Regarded as one of the greatest opening batsman of all time and certainly the most successful, Sunil Manohar Gavaskar was born on 10th July 1949 in Bombay. The batsman, who solely changed the Indian player’s attitude towards fast bowling, was greatly admired for his near-perfect technique and enormous powers of concentration. Sunil Gavaskar was also a member of the 1983 World Cup winning team.
The “Little Master” was born to a family having a rich cricketing heritage. His father was a good club player while he got his cricketing lessons from his maternal uncle who was Bombay’s and India’s wicketkeeper. In the circumstances, it was no surprise that a toy cricket bat was among his earliest possessions, and that the infant Gavaskar's afternoon naps were followed by practice against the bowling of a doting mother and the houseboy. It is also learnt that once, playing with his mother Sunil hit a straight drive so hard on her face that her nose started bleeding.
Seeing his potential, Sunil Gavaskar was sent to the St. Xavier's High School as it had a rich tradition of cricket. Joining the St. Xavier's high School proved the turning point of Gavaskar's career as the school boasted of many recognized players, including Ashok Mankad (son of former Indian cricketer Vinoo Mankad). Playing for Bombay, Sunny scored 246 in the Cooch Behar Trophy in 1965-66. Sunil's prolific run getting saw him get selected for the All India schools team against the touring London Schoolboys. Young Gavaskar was awarded with the J.C.Mukherjee Trophy for the Best Schoolboy Cricketer of the year in 1965-66.Subsequently, he was selected for the Bombay University and the Bombay Ranji Trophy team.
During that time good cricketing teams did not want to tour India since it was believed that Indian players were afraid of playing fast bowling and once they got bundled out twice inside a day against the fiery West Indies bowling. It was during this period that Sunil Gavaskar came on the horizon of the Indian cricket changed the face of Indian cricket.
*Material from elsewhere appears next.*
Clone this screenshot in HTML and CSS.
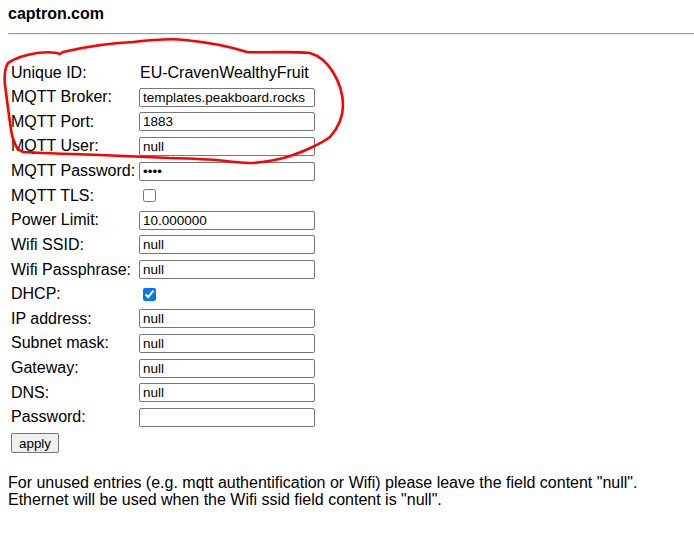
FILE: index.html
```html
<!DOCTYPE html>
<html>
<head>
<meta charset="utf-8">
<title>captron.com</title>
<link rel="stylesheet" href="styles.css">
</head>
<body>
<div class="title">captron.com</div>
<hr class="rule">
<form class="settings">
  <div class="grid">
    <label class="lbl">Unique ID:</label><span class="val">EU-CravenWealthyFruit</span>
    <label class="lbl">MQTT Broker:</label><span><input class="field" type="text" value="templates.peakboard.rocks"></span>
    <label class="lbl">MQTT Port:</label><span><input class="field" type="text" value="1883"></span>
    <label class="lbl">MQTT User:</label><span><input class="field" type="text" value="null"></span>
    <label class="lbl">MQTT Password:</label><span><input class="field" type="password" value="null"></span>
    <label class="lbl">MQTT TLS:</label><span><input class="check" type="checkbox"></span>
    <label class="lbl">Power Limit:</label><span><input class="field" type="text" value="10.000000"></span>
    <label class="lbl">Wifi SSID:</label><span><input class="field" type="text" value="null"></span>
    <label class="lbl">Wifi Passphrase:</label><span><input class="field" type="text" value="null"></span>
    <label class="lbl">DHCP:</label><span><input class="check" type="checkbox" checked></span>
    <label class="lbl">IP address:</label><span><input class="field" type="text" value="null"></span>
    <label class="lbl">Subnet mask:</label><span><input class="field" type="text" value="null"></span>
    <label class="lbl">Gateway:</label><span><input class="field" type="text" value="null"></span>
    <label class="lbl">DNS:</label><span><input class="field" type="text" value="null"></span>
    <label class="lbl">Password:</label><span><input class="field" type="password" value=""></span>
  </div>
  <button class="apply" type="button">apply</button>
</form>
<p class="note">For unused entries (e.g. mqtt authentification or Wifi) please leave the field content "null".<br>Ethernet will be used when the Wifi ssid field content is "null".</p>
<svg class="scribble" width="694" height="545" viewBox="0 0 694 545">
  <path d="M8 63 C14 59 24 55 37 53 C45 52 55 52 60 54 L63 52 C80 48 110 43 133 42 C150 40 170 38 185 40 C205 42 225 45 247 52 C260 53 290 51 310 53 C320 56 328 64 333 72 C339 82 343 95 343 105 C343 117 338 128 330 137 C322 143 305 151 293 155 C282 159 262 163 250 163 C238 163 225 161 217 160 C200 159 180 158 170 158 C150 157 120 156 100 155 C70 154 40 153 23 152 C17 150 14 145 12 135 C10 125 7 100 5 85 C4 76 5 68 8 63" fill="none" stroke="#ff0000" stroke-width="2.6" stroke-linejoin="round" stroke-linecap="round"/>
</svg>
</body>
</html>
```

FILE: styles.css
```css
html, body {
  background: #ffffff;
}
body {
  margin: 0;
  padding: 5px 0 8px 8px;
  font-family: "Liberation Sans", Arial, sans-serif;
  font-size: 16px;
  color: #000;
  overflow: hidden;
}
.title {
  font-weight: bold;
  font-size: 16px;
  line-height: 18px;
  height: 28px;
}
.rule {
  margin: 0;
  border: 0;
  border-top: 1px solid #9a9a9a;
  border-bottom: 1px solid #eeeeee;
  height: 0;
}
.settings {
  margin: 0;
  padding-top: 25.2px;
}
.grid {
  display: grid;
  grid-template-columns: 128px 190px;
  grid-auto-rows: 24.64px;
  align-items: center;
  padding-left: 3px;
}
.lbl {
  line-height: 18px;
  white-space: nowrap;
}
.val {
  padding-left: 1px;
  line-height: 18px;
}
.grid > span {
  display: flex;
  align-items: center;
}
.field {
  box-sizing: border-box;
  width: 176px;
  height: 19px;
  margin: 0;
  padding: 0 3px;
  border: 1px solid #767676;
  border-radius: 2px;
  font-family: "Liberation Sans", Arial, sans-serif;
  font-size: 13.5px;
  color: #000;
  background: #fff;
}
.check {
  width: 13px;
  height: 13px;
  margin: 0 0 0 4px;
  accent-color: #0075ff;
}
.apply {
  display: block;
  box-sizing: border-box;
  margin: 3.5px 0 0 3px;
  width: 48px;
  height: 20px;
  padding: 0;
  border: 1px solid #767676;
  border-radius: 2px;
  background: #efefef;
  font-family: "Liberation Sans", Arial, sans-serif;
  font-size: 13.33px;
  color: #000;
}
.note {
  margin: 21px 0 0 0;
  line-height: 17px;
  font-size: 16px;
}
.scribble {
  position: absolute;
  left: 0;
  top: 0;
  pointer-events: none;
}
```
The most amazing thing about Gavaskar was that he reserved his best for the very best team in that era and they were the West Indies, against whom he made his debut. Picked in the squad to tour the West Indies in 1971, Gavaskar justified the move in the most emphatic manner possible, amassing 774 runs at an average of 154.80 in four matches, a tally that remains a record for the most prolific series by a batsman on debut. A couple of his half-centuries helped India to their first win ever against West Indies, in Port-of-Spain, a venue that remained his favourite throughout his career. That kicked off an amazing sequence of scores, with centuries in each of the next two Tests, and he signed off quite majestically, scoring 124 and 220 in the last Test - again in Port-of-Spain - to become only the second batsman in Test history to score a hundred and a double in the same.